The smart-guided system is found to most obviously outperform the fixed-guided system in mid to high population densities (density around 0.3 to 0.5), which results in time saving ranging from 8.7% to 23.8%. In relative lower density settings, improvements of the smart guided system over fixed guided ones are not obvious.

(d)

Simulation results indicate that the smart guided system demonstrates smaller discrepancy over different simulation realizations, demonstrating more consistent results, and therefore a more robust guiding system.

(e)

A closer examination of the pedestrian evacuation behavior shows that the introduction of the smart guidance helps to more scientifically divide people to evacuate through respective exit gates so that crowds tend to dissipate simultaneously, and therefore, more evacuation capacity of the exit gates can be mobilized, resulting in shorter total evacuation time and improved safety for pedestrians collectively.

In summary, a system under smart guidance tends to have a shorter evacuation time and performs more stable for pedestrian evacuations over the traditional fixed guided systems, which provides insight for potential real applications of a similar kind.
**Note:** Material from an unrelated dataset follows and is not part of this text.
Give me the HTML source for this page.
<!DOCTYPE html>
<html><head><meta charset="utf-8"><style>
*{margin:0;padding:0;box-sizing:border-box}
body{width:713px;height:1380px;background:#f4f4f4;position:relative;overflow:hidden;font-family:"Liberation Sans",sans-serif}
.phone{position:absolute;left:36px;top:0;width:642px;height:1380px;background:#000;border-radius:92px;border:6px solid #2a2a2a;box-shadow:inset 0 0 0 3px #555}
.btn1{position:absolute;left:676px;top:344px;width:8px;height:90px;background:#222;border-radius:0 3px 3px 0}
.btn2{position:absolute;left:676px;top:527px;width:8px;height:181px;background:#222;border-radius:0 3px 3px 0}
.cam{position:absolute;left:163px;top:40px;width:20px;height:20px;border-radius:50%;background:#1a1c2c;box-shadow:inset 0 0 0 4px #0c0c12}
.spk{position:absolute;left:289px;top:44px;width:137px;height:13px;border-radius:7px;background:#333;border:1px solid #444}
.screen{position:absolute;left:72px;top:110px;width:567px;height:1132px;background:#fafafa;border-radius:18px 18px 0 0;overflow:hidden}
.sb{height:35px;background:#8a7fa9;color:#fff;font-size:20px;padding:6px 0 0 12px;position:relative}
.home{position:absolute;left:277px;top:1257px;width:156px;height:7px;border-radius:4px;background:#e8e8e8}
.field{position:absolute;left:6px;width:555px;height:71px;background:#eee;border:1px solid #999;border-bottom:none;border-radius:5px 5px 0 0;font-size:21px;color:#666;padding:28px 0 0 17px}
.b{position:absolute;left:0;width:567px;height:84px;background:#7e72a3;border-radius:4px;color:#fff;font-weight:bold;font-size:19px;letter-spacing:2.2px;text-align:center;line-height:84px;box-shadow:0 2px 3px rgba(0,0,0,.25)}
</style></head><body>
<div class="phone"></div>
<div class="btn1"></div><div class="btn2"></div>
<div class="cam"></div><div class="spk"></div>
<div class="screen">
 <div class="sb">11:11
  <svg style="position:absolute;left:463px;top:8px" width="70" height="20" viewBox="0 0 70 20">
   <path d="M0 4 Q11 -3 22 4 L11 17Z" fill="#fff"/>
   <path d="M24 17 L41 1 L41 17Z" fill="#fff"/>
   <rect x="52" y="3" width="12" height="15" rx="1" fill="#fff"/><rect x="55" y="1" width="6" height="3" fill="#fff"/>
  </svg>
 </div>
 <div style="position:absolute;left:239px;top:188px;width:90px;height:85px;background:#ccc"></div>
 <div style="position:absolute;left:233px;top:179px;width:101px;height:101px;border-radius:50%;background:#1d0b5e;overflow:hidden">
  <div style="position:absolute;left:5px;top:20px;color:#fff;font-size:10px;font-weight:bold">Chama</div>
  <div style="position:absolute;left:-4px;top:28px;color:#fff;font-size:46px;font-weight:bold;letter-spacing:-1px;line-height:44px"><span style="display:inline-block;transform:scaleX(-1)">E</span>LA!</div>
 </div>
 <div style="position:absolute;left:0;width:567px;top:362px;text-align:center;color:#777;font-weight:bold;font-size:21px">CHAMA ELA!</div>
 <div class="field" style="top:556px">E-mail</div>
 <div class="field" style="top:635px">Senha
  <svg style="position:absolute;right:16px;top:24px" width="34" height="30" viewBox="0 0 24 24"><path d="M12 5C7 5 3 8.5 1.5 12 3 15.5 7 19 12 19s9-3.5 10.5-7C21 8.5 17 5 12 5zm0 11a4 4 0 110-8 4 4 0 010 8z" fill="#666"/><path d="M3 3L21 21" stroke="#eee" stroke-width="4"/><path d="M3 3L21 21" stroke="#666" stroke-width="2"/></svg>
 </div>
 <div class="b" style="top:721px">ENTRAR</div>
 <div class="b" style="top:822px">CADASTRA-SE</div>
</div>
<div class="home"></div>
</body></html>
Comparing to the previous works in the literature that only concerned pedestrian flow characteristics or passive interactions between pedestrians and the geometry of the infrastructure internal space, this work showcased for the first time the potential benefits from an active smart-guidance system in the context of pedestrian emergency evacuations. The system based on the application of digital twin concept, created a risk mitigation mechanism dynamically adaptable for various scenarios, and therefore enhanced substantially the efficiency and robustness of the system response for emergency evacuations. Expanded applications could be easily devised based on similar ideas to benefit various interactive environments in the fast-evolving smart city context. In the current research, a relatively simplified guidance algorithm was adopted with limited evacuation efficiency improvement. Our next step is to develop a guidance algorithm with self-evolving capability for complex and more realistic infrastructure geometry settings.